On publication Henry Colburn credited Byron as author, a decision that ignited immediate fascination. Viets writes that the reaction at the time was electric and the misattribution generated controversy, celebrity and scandal in equal measure. Byron publicly denied authorship soon afterward, and the later book-form edition issued by Sherwood, Neely and Jones removed his name entirely. Although those Sherwood issues are often described as the first edition, this magazine printing is the true first appearance and far rarer. Only one other example is currently on the market and it is priced higher than this copy.
Without Polidori’s story there is no Dracula. The Vampyre has only grown in stature and its influence continues to widen. With renewed interest in early Gothic cinema and adaptations of Frankenstein, collectors and readers are increasingly drawn back to that weekend in 1816, when the modern vampire was born alongside Mary Shelley’s novel.

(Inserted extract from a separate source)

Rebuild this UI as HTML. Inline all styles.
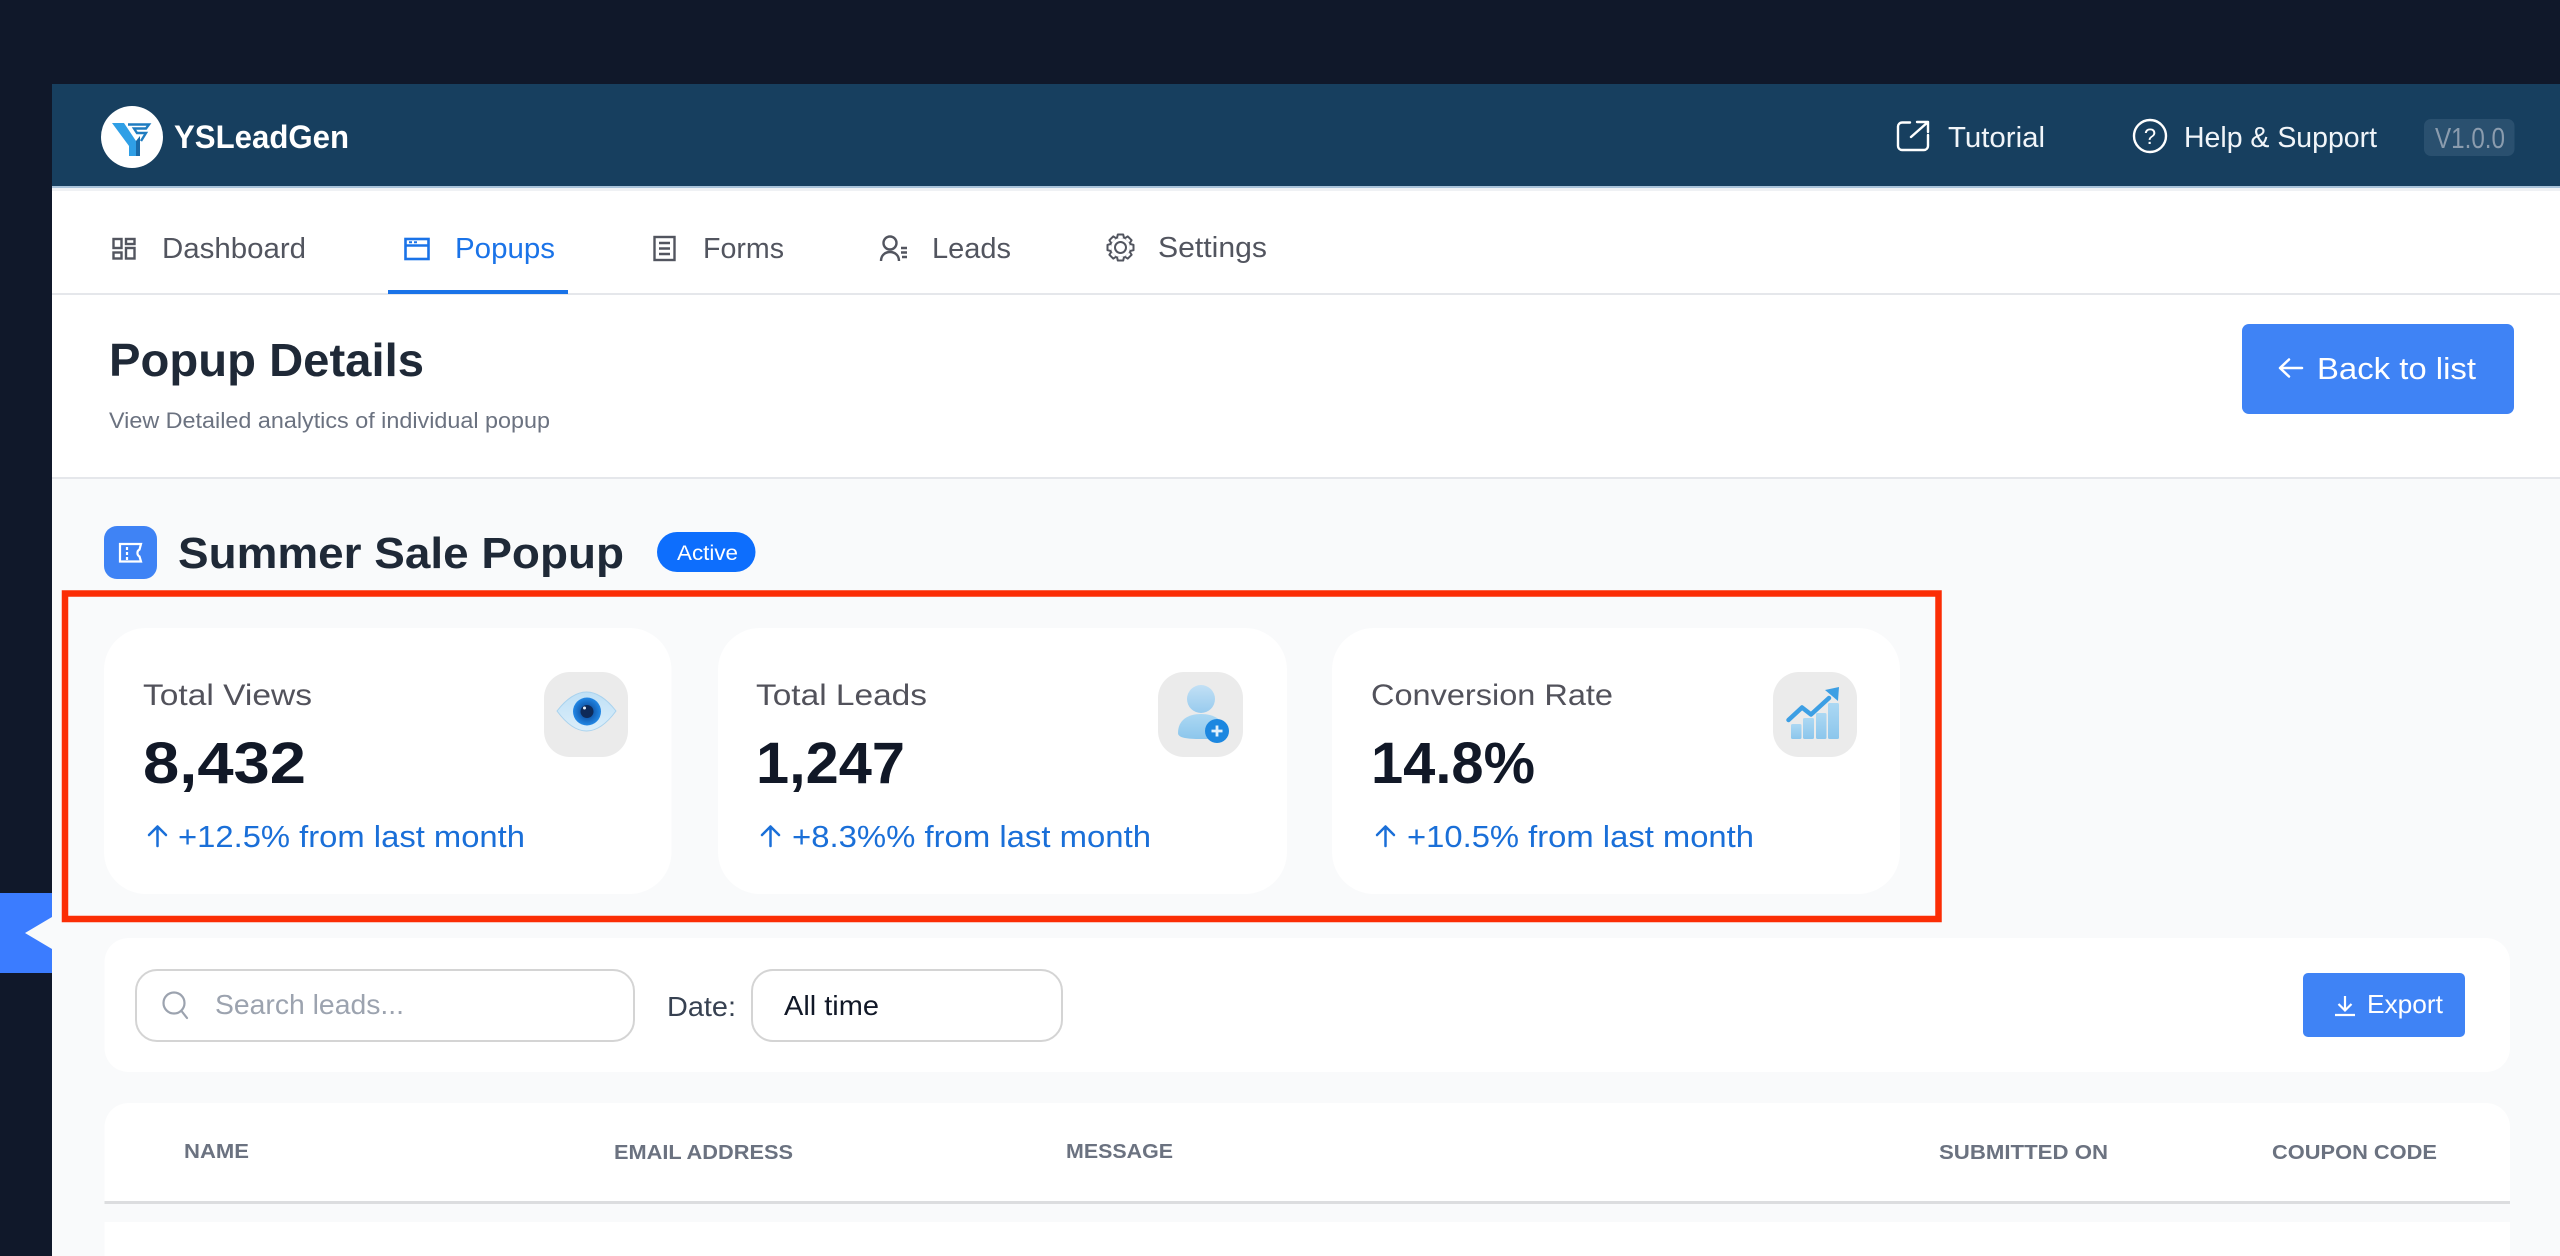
<!DOCTYPE html>
<html lang="en">
<head>
<meta charset="utf-8">
<title>Popup Details</title>
<style>
html,body{margin:0;padding:0;width:2560px;height:1256px;overflow:hidden;background:#10182a}
svg{display:block}
text{font-family:"Liberation Sans",sans-serif}
.b{font-weight:700}
.nav{font-size:29px;fill:#52555f}
.th{font-size:20px;font-weight:700;fill:#6b7280}
.lbl{font-size:30px;fill:#52525b}
.val{font-size:58px;font-weight:700;fill:#111827}
.sub{font-size:31px;fill:#1a6fd8}
</style>
</head>
<body>
<svg xmlns="http://www.w3.org/2000/svg" width="2560" height="1256" viewBox="0 0 2560 1256">
<defs>
<linearGradient id="g1" x1="0" y1="0" x2="0" y2="1"><stop offset="0" stop-color="#c2e0f5"/><stop offset="1" stop-color="#98cbee"/></linearGradient>
<linearGradient id="g2" x1="0" y1="0" x2="0" y2="1"><stop offset="0" stop-color="#acd8f3"/><stop offset="1" stop-color="#8cc6ec"/></linearGradient>
<linearGradient id="g4" x1="0" y1="0" x2="0" y2="1"><stop offset="0" stop-color="#bfe0f6"/><stop offset="1" stop-color="#dbeefa"/></linearGradient>
<radialGradient id="g3"><stop offset="0.35" stop-color="#0f55a8"/><stop offset="1" stop-color="#2288e6"/></radialGradient>
</defs>

<!-- backdrop -->
<rect width="2560" height="1256" fill="#10182a"/>

<!-- app surface -->
<rect x="52" y="187" width="2508" height="1069" fill="#f9fafb"/>

<!-- top bar -->
<rect x="52" y="84" width="2508" height="103" fill="#173f5f"/>
<rect x="52" y="186" width="2508" height="2" fill="#a9c3da"/>
<rect x="52" y="188" width="2508" height="3" fill="#eff1f4"/>
<circle cx="132" cy="137" r="31" fill="#fff"/>
<polygon points="112,123 124,123 136,141 136,156 129,156 129,146" fill="#2f9fe6"/>
<polygon points="136,141 140,136 140,156 136,156" fill="#1a6aa8"/>
<path d="M128 124.500H149L146 128.500H134L137 133H146L141 141" fill="none" stroke="#1f7cc0" stroke-width="2.400"/>
<text x="174" y="148" font-size="32" class="b" fill="#fff" textLength="175" lengthAdjust="spacingAndGlyphs">YSLeadGen</text>

<g fill="none" stroke="#fff" stroke-width="2.400" stroke-linecap="round" stroke-linejoin="round">
<path d="M1910 122.500H1902a4 4 0 0 0-4 4V146a4 4 0 0 0 4 4h22a4 4 0 0 0 4-4V135"/>
<path d="M1911 137L1928 122M1917 122H1928V132"/>
<circle cx="2150" cy="136" r="16"/>
</g>
<text x="2150" y="144" font-size="22" fill="#fff" text-anchor="middle">?</text>
<text x="1948" y="147" font-size="29" fill="#f1f5f9" textLength="97" lengthAdjust="spacingAndGlyphs">Tutorial</text>
<text x="2184" y="147" font-size="29" fill="#f1f5f9" textLength="193" lengthAdjust="spacingAndGlyphs">Help &amp; Support</text>
<rect x="2424" y="119" width="90.500" height="37" rx="7" fill="#2a506f"/>
<text x="2435" y="148" font-size="29" fill="#8b9cae" textLength="70" lengthAdjust="spacingAndGlyphs">V1.0.0</text>

<!-- tabs -->
<rect x="52" y="191" width="2508" height="102" fill="#fff"/>
<rect x="52" y="293" width="2508" height="2" fill="#e5e7eb"/>
<rect x="388" y="290" width="180" height="4" fill="#1a73e8"/>

<g fill="none" stroke="#52555f" stroke-width="2.400">
<rect x="113.500" y="239" width="8" height="9"/>
<rect x="126" y="239" width="8.500" height="5"/>
<rect x="113.500" y="252.500" width="8" height="6"/>
<rect x="126" y="248" width="8.500" height="10.500"/>
</g>
<text x="162" y="258" class="nav" textLength="144" lengthAdjust="spacingAndGlyphs">Dashboard</text>

<g fill="none" stroke="#1a73e8" stroke-width="2.600">
<rect x="405.500" y="239" width="23" height="20"/>
<path d="M405.500 245.500H428.500"/>
<path d="M409 242.200H412M414 242.200H417" stroke-width="2"/>
</g>
<text x="455" y="258" font-size="29" fill="#1a73e8" textLength="100" lengthAdjust="spacingAndGlyphs">Popups</text>

<g fill="none" stroke="#52555f" stroke-width="2.400">
<rect x="654.500" y="237" width="20" height="23"/>
<path d="M659 243H670M659 248.500H670M659 254H670"/>
</g>
<text x="703" y="258" class="nav" textLength="81" lengthAdjust="spacingAndGlyphs">Forms</text>

<g fill="none" stroke="#52555f" stroke-width="2.400">
<circle cx="890" cy="243" r="6.500"/>
<path d="M881 261c0-12 18-12 18 0"/>
<path d="M901 248H907M901 252.500H907M902 257H907"/>
</g>
<text x="932" y="258" class="nav" textLength="79" lengthAdjust="spacingAndGlyphs">Leads</text>

<g transform="translate(1120.500 247.500)" fill="#fff" stroke="#52555f" stroke-width="2" stroke-linejoin="round">
<circle r="10.500" fill="none"/>
<circle r="5.500" fill="none"/>
<path d="M-3.500-9.500L-2.700-13H2.700L3.500-9.500"/>
<path transform="rotate(45)" d="M-3.500-9.500L-2.700-13H2.700L3.500-9.500"/>
<path transform="rotate(90)" d="M-3.500-9.500L-2.700-13H2.700L3.500-9.500"/>
<path transform="rotate(135)" d="M-3.500-9.500L-2.700-13H2.700L3.500-9.500"/>
<path transform="rotate(180)" d="M-3.500-9.500L-2.700-13H2.700L3.500-9.500"/>
<path transform="rotate(225)" d="M-3.500-9.500L-2.700-13H2.700L3.500-9.500"/>
<path transform="rotate(270)" d="M-3.500-9.500L-2.700-13H2.700L3.500-9.500"/>
<path transform="rotate(315)" d="M-3.500-9.500L-2.700-13H2.700L3.500-9.500"/>
</g>
<text x="1158" y="257" class="nav" textLength="109" lengthAdjust="spacingAndGlyphs">Settings</text>

<!-- page header -->
<rect x="52" y="295" width="2508" height="182" fill="#fff"/>
<rect x="52" y="477" width="2508" height="2" fill="#e5e7eb"/>
<text x="109" y="376" font-size="46" class="b" fill="#1f2937" textLength="315" lengthAdjust="spacingAndGlyphs">Popup Details</text>
<text x="109" y="428" font-size="22" fill="#6b7280" textLength="441" lengthAdjust="spacingAndGlyphs">View Detailed analytics of individual popup</text>
<rect x="2242" y="324" width="272" height="90" rx="7" fill="#3f83f5"/>
<path d="M2289 359.500L2280 368L2289 376.500M2280 368H2302" fill="none" stroke="#fff" stroke-width="2.500" stroke-linecap="round" stroke-linejoin="round"/>
<text x="2317" y="379" font-size="31" fill="#fff" textLength="159" lengthAdjust="spacingAndGlyphs">Back to list</text>

<!-- popup title -->
<rect x="104" y="526" width="53" height="53" rx="13" fill="#3f83f5"/>
<path d="M120 544H141L139.500 549.500A4 4 0 0 0 139.500 556.500L141 561.500H120Z" fill="none" stroke="#fff" stroke-width="2.200"/>
<path d="M127 547V550M127 552V555M127 557V560" stroke="#fff" stroke-width="2.200"/>
<text x="178" y="568" font-size="44" class="b" fill="#1f2937" textLength="446" lengthAdjust="spacingAndGlyphs">Summer Sale Popup</text>
<rect x="657" y="532" width="98.500" height="40" rx="20" fill="#0d6efd"/>
<text x="677" y="560" font-size="21" fill="#fff" textLength="61" lengthAdjust="spacingAndGlyphs">Active</text>

<!-- stat cards -->
<rect x="104" y="628" width="567.500" height="266" rx="42" fill="#fff"/>
<rect x="718" y="628" width="569" height="266" rx="42" fill="#fff"/>
<rect x="1332" y="628" width="568" height="266" rx="42" fill="#fff"/>

<text x="143" y="705" class="lbl" textLength="169" lengthAdjust="spacingAndGlyphs">Total Views</text>
<text x="143" y="783" class="val" textLength="163" lengthAdjust="spacingAndGlyphs">8,432</text>
<path d="M149 835L157.500 826.500L166 835M157.500 826.500V846" fill="none" stroke="#1a6fd8" stroke-width="2.500" stroke-linecap="round" stroke-linejoin="round"/>
<text x="178" y="847" class="sub" textLength="347" lengthAdjust="spacingAndGlyphs">+12.5% from last month</text>
<rect x="544" y="672" width="84" height="85" rx="26" fill="#ebebeb"/>
<path d="M557 711Q586.500 673 616 711Q586.500 751 557 711Z" fill="url(#g4)" stroke="#a8d2ee"/>
<circle cx="587" cy="711.500" r="14" fill="url(#g3)"/>
<circle cx="587" cy="711.500" r="6.500" fill="#0e2a58"/>
<circle cx="584.500" cy="708" r="1.500" fill="#e8f2fb"/>

<text x="756" y="705" class="lbl" textLength="171" lengthAdjust="spacingAndGlyphs">Total Leads</text>
<text x="756" y="783" class="val" textLength="149" lengthAdjust="spacingAndGlyphs">1,247</text>
<path d="M762 835L770.500 826.500L779 835M770.500 826.500V846" fill="none" stroke="#1a6fd8" stroke-width="2.500" stroke-linecap="round" stroke-linejoin="round"/>
<text x="792" y="847" class="sub" textLength="359" lengthAdjust="spacingAndGlyphs">+8.3%% from last month</text>
<rect x="1158" y="672" width="85" height="85" rx="26" fill="#ebebeb"/>
<circle cx="1201" cy="699" r="14" fill="url(#g1)"/>
<path d="M1178 733C1178 720 1188 714 1201 714C1214 714 1225 720 1225 733C1225 738 1216 739 1201 739C1187 739 1178 738 1178 733Z" fill="url(#g2)"/>
<circle cx="1217" cy="731" r="12" fill="#1c87e0"/>
<path d="M1217 725.500V736.500M1211.500 731H1222.500" stroke="#dff0fc" stroke-width="2.800"/>

<text x="1371" y="705" class="lbl" textLength="242" lengthAdjust="spacingAndGlyphs">Conversion Rate</text>
<text x="1371" y="783" class="val" textLength="164" lengthAdjust="spacingAndGlyphs">14.8%</text>
<path d="M1377 835L1385.500 826.500L1394 835M1385.500 826.500V846" fill="none" stroke="#1a6fd8" stroke-width="2.500" stroke-linecap="round" stroke-linejoin="round"/>
<text x="1407" y="847" class="sub" textLength="347" lengthAdjust="spacingAndGlyphs">+10.5% from last month</text>
<rect x="1773" y="672" width="84" height="85" rx="26" fill="#ebebeb"/>
<rect x="1791" y="724" width="10.500" height="15" rx="1.500" fill="url(#g2)"/>
<rect x="1803" y="718" width="11" height="21" rx="1.500" fill="url(#g2)"/>
<rect x="1816" y="713" width="10.500" height="26" rx="1.500" fill="url(#g2)"/>
<rect x="1828" y="703" width="11" height="36" rx="1.500" fill="url(#g2)"/>
<path d="M1788.500 720L1802 707.500L1811 714.500L1829 698" fill="none" stroke="#3d9fe4" stroke-width="4.500" stroke-linecap="round" stroke-linejoin="round"/>
<polygon points="1839,687 1838,701 1825,690" fill="#3d9fe4"/>

<!-- highlight frame -->
<rect x="65" y="593.500" width="1873.500" height="325.500" fill="none" stroke="#fb2d05" stroke-width="6.500"/>

<!-- side tab -->
<rect x="0" y="893" width="52" height="80" fill="#3b7cff"/>
<polygon points="25,933 52,917 52,949" fill="#f9fafb"/>

<!-- filter bar -->
<rect x="104.500" y="938" width="2405.500" height="134" rx="24" fill="#fff"/>
<rect x="136" y="970" width="498" height="71" rx="21" fill="#fff" stroke="#d4d4d4" stroke-width="2"/>
<circle cx="174" cy="1003" r="10.500" fill="none" stroke="#9ca3af" stroke-width="2.200"/>
<path d="M181.500 1011L187 1018" stroke="#9ca3af" stroke-width="2.200" stroke-linecap="round"/>
<text x="215" y="1014" font-size="28" fill="#9ca3af" textLength="189" lengthAdjust="spacingAndGlyphs">Search leads...</text>
<text x="667" y="1016" font-size="28" fill="#374151" textLength="69" lengthAdjust="spacingAndGlyphs">Date:</text>
<rect x="752" y="970" width="310" height="71" rx="21" fill="#fff" stroke="#d4d4d4" stroke-width="2"/>
<text x="784" y="1015" font-size="28" fill="#111827" textLength="95" lengthAdjust="spacingAndGlyphs">All time</text>
<rect x="2303" y="973" width="162" height="64" rx="5" fill="#3f83f5"/>
<path d="M2345 996V1010M2338.500 1004L2345 1010.500L2351.500 1004M2335 1015H2355" fill="none" stroke="#fff" stroke-width="2.200"/>
<text x="2367" y="1013" font-size="26" fill="#fff" textLength="76" lengthAdjust="spacingAndGlyphs">Export</text>

<!-- table -->
<path d="M104.500 1202V1127a24 24 0 0 1 24-24H2486a24 24 0 0 1 24 24V1202Z" fill="#fff"/>
<rect x="104.500" y="1201" width="2405.500" height="3" fill="#dcdddf"/>
<rect x="104.500" y="1222" width="2405.500" height="34" fill="#fff"/>
<text x="184" y="1158" class="th" textLength="65" lengthAdjust="spacingAndGlyphs">NAME</text>
<text x="614" y="1159" class="th" textLength="179" lengthAdjust="spacingAndGlyphs">EMAIL ADDRESS</text>
<text x="1066" y="1158" class="th" textLength="107" lengthAdjust="spacingAndGlyphs">MESSAGE</text>
<text x="1939" y="1159" class="th" textLength="169" lengthAdjust="spacingAndGlyphs">SUBMITTED ON</text>
<text x="2272" y="1159" class="th" textLength="165" lengthAdjust="spacingAndGlyphs">COUPON CODE</text>
</svg>
</body>
</html>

This April 1819 issue also contains the first published account of the Villa Diodati ghost-story challenge, the weekend that gave rise to both Frankenstein and The Vampyre. It represents the moment Gothic fiction changed direction and the vampire entered the English imagination. Few works have had a more lasting influence on literature, popular culture and the modern mythology of the undead.
A complete single issue of The New Monthly Magazine, Volume XI Number 63, with The Vampyre appearing at pp. 193–94 on the usual cancel leaf. Contemporary calf, rebacked, gilt spine with red morocco label, lightly rubbed. Light toning and occasional spotting to the text as expected. An excellent example.
Provenance adds a further layer of resonance. This copy bears the bookplate of Geoffrey Bond, the distinguished Byron collector whose library at Burgage Manor in Southwell focused on the world and writings of Lord Byron. For a work falsely attributed to Byron on publication and central to the mythology surrounding him, Bond’s ownership provides a fitting and highly desirable association.
Oliver adds: ‘This might just be the rarest work I ever offer as a dealer. The first ever vampire story and in its earliest obtainable form. Remarkable.’